- Chicago values are climbing in midday trade with grains pacing the advance. Chicago and Kansas wheat futures are sharply higher on threatening weather for three wheat key producing regions, Canada, Australia and the Black Sea. Also, the EU moved their monthly wheat yield lower this morning following less than favourable weather during the past 30 days. The tightening outlook for world corn and wheat exporter balance sheets is supporting the Chicago rally. In the case of wheat, traders are starting to fear the below normal rainfall trend of May could continue during June. The world cannot accept any decline in major world wheat exporter production or the 2018/19 stock/use ratio will fall to a level that rivals 2007/08. We would note that a year ago, Chicago wheat prices rose to $6.00/bu with threatening weather for just the N Plains. Combined Australian, Canadian and Black Sea production losses could be much more important in 2018. US wheat futures fell Monday on wheat/soybean and wheat/corn spread unwinding following the rains across the S Plains on the weekend. The focus is now coming back to the world wheat market, and that China may not immediately seek large amounts of US soybeans until more is known about the details of the US/Chinese trade agreement that is being hammered out. It’s a firm Chicago close on the cards today.

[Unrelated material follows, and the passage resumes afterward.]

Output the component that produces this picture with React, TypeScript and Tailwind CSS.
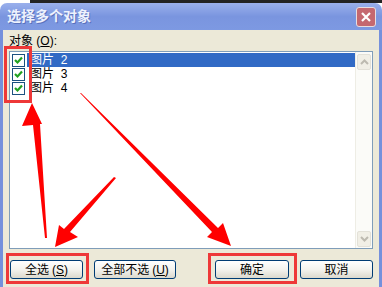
import React from "react"

const items = ["图片 2", "图片 3", "图片 4"]

const font = { fontFamily: '"Liberation Sans", "Noto Sans CJK SC", sans-serif' }

const CheckBox = () => (
    <span className="w-[13px] h-[13px] border border-[#1c5180] bg-white flex items-center justify-center shrink-0">
        <svg width="11" height="11" viewBox="0 0 11 11">
            <path d="M2 5 L4.5 7.5 L9 2.5" fill="none" stroke="#21a121" strokeWidth="2.2" />
        </svg>
    </span>
)

const XpButton = ({ label, accel, width }: { label: string, accel?: string, width: string }) => (
    <button
        type="button"
        className={`${width} h-[19px] rounded-[3px] border border-[#003c74] bg-gradient-to-b from-white via-[#f4f3ee] to-[#dcd9cd] text-[12px] leading-none text-black flex items-center justify-center`}
    >
        {label}
        {accel && (
            <span className="ml-[3px]">(<u>{accel}</u>)</span>
        )}
    </button>
)

export default function App() {
    return (
        <div className="relative w-[382px] h-[287px] flex flex-col overflow-hidden bg-white" style={font}>
            <div className="h-[3px] flex">
                <div className="w-[30px] bg-white" />
                <div className="flex-1 bg-[#232323]" />
            </div>

            {/* title bar */}
            <div className="h-[27px] rounded-t-[7px] bg-gradient-to-b from-[#9ab0ec] via-[#7a95df] to-[#7d99e2] flex items-center justify-between pl-[7px] pr-[6px]">
                <span className="text-[14px] font-bold text-[#eef2fd] tracking-[0px] [text-shadow:1px_1px_0_#5a72bd]">选择多个对象</span>
                <span className="w-[20px] h-[20px] rounded-[3px] border border-[#e8dde0] bg-[#c56870] flex items-center justify-center">
                    <svg width="12" height="12" viewBox="0 0 12 12">
                        <path d="M2 2 L10 10 M10 2 L2 10" stroke="white" strokeWidth="2.2" />
                    </svg>
                </span>
            </div>

            {/* body */}
            <div className="flex-1 flex flex-col border-x-[3px] border-[#7590dc] bg-[#ece9d8] px-[6px]">
                <div className="h-[21px] pt-[2px] pl-[0px] text-[12px] text-black">
                    对象 (<u>O</u>):
                </div>

                <div className="h-[198px] border border-[#7f9db9] bg-white flex">
                    <ul className="flex-1 pt-[1px] pl-[2px]">
                        {items.map((item, i) => (
                            <li key={item} className="h-[14px] flex items-center">
                                <CheckBox />
                                <span className={`ml-[2px] flex-1 h-[14px] flex items-center pl-[3px] text-[12px] whitespace-pre ${i === 0 ? "bg-[#316ac5] text-white" : "text-black"}`}>
                                    {item.replace(" ", "  ")}
                                </span>
                            </li>
                        ))}
                    </ul>
                    <div className="w-[17px] bg-[#fbfbf8] border-l border-[#eeede5] flex flex-col justify-between p-[1px] pt-[2px]">
                        <span className="h-[16px] rounded-[2px] border border-[#e3e1d8] bg-[#f1efe6] flex items-center justify-center">
                            <svg width="9" height="6" viewBox="0 0 9 6">
                                <path d="M1 5 L4.5 1.5 L8 5" fill="none" stroke="#bdbab0" strokeWidth="2" />
                            </svg>
                        </span>
                        <span className="h-[16px] rounded-[2px] border border-[#e3e1d8] bg-[#f1efe6] flex items-center justify-center">
                            <svg width="9" height="6" viewBox="0 0 9 6">
                                <path d="M1 1 L4.5 4.5 L8 1" fill="none" stroke="#bdbab0" strokeWidth="2" />
                            </svg>
                        </span>
                    </div>
                </div>

                <div className="mt-[11px] flex justify-between">
                    <div className="flex gap-[11px] ml-[1px]">
                        <XpButton label="全选" accel="S" width="w-[73px]" />
                        <XpButton label="全部不选" accel="U" width="w-[82px]" />
                    </div>
                    <div className="flex gap-[11px]">
                        <XpButton label="确定" width="w-[74px]" />
                        <XpButton label="取消" width="w-[73px]" />
                    </div>
                </div>
            </div>

            {/* annotations */}
            <div className="absolute left-[4px] top-[46px] w-[28px] h-[57px] border-[3px] border-[#ee3838]" />
            <div className="absolute left-[6px] top-[253px] w-[83px] h-[31px] border-[3px] border-[#ee3838]" />
            <div className="absolute left-[208px] top-[253px] w-[89px] h-[31px] border-[3px] border-[#ee3838]" />
            <svg className="absolute left-0 top-0" width="382" height="287" viewBox="0 0 382 287">
                <polygon points="45,238 47,238 40,124 42,124 32,103 22,126 33,125" fill="#ff0000" />
                <polygon points="114,177 116,178 70,232 78,237 55,247 59,225 64,229" fill="#ff0000" />
                <polygon points="80,93 81,93 218,228 223,223 231,246 207,237 212,232" fill="#ff0000" />
            </svg>
        </div>
    )
}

- Chicago brokers report that funds have bought 6,700 contracts of wheat, 5,300 contracts of corn, and 2,500 contracts of soybeans. In soy products, funds bought 2,000 contracts of soyoil and sold 900 contracts of soymeal.
- The cash meal market in the US and Latin America remains weak with the Argentine line up to export meal nearly back to last year’s record level. There are rumors that Argentine President Macri is considering taking back some of the export tax credits on soybeans to help pay for a widening budget deficit that was accelerated based on this year’s drought. We have no word on any exact amounts that could be collected, but with the Peso knocking on the door of a record low of 25:1 vs the US$, the farmer seeing record prices (in Peso terms) is an easy target.
- The Russian ag minister reduced their 2018 total grain crop estimate to 105-110 million mt from 115 million. The lower forecast made the WASDE Russian wheat crop estimate of 72.0 million mt look very realistic. Such a wheat crop will trim 2018/19 Russian wheat exports by 2-4 million mt and shift demand to other exporters. Building dryness across the Black Sea is being closely monitored and the rainfall pattern during June will be key to final Black Sea yield determination.
- China’s CIQ is allowing US soybean vessels to unload (again) with exports starting up again from the Gulf/PNW from prior old crop purchases. New crop purchase orders are slow to arrive as Chinese traders are watching Brazilian fob basis implode on the US/China news. China is heavily long Brazilian beans
- The midday GFS N American weather pattern forecast remains too wet with better rain potential for the Central and Southern Plains (than what was advertised by the EU model) overnight. The GFS has added back some heavier rains across the Canadian Prairies. The Midwest will see normal rainfall with near to above normal temperatures to allow summer crops to flourish. This is a complex N American weather pattern. We continue to lean on the EU model based on its favourable track record of late. That forecast was drier for the Plains and the Canadian Prairies. The models agree that soaking rain is slated to drop across the Gulf States and into the Delta with totals to 6.00”. Our forecast bet is that a strong jet stream and a Ridge of high pressure across the Canadian Prairies will keep the western half of the US in an arid upper air flow with above normal temperatures.
- The risk is adverse weather for Chicago prices as the CRB index pushes higher and funds are looking for chart reasons to be long. A close above $5.47 basis spot Kansas wheat sets a target of $6.00. Wheat appears to be the upside leader on parched Black Sea weather. Soy/corn continues to gain on the hope that US/China have come to an agreement. July soybeans sold off from the 50-day moving average of $10.37. Right now it feels that any price dips present buying opportunities, do not miss them.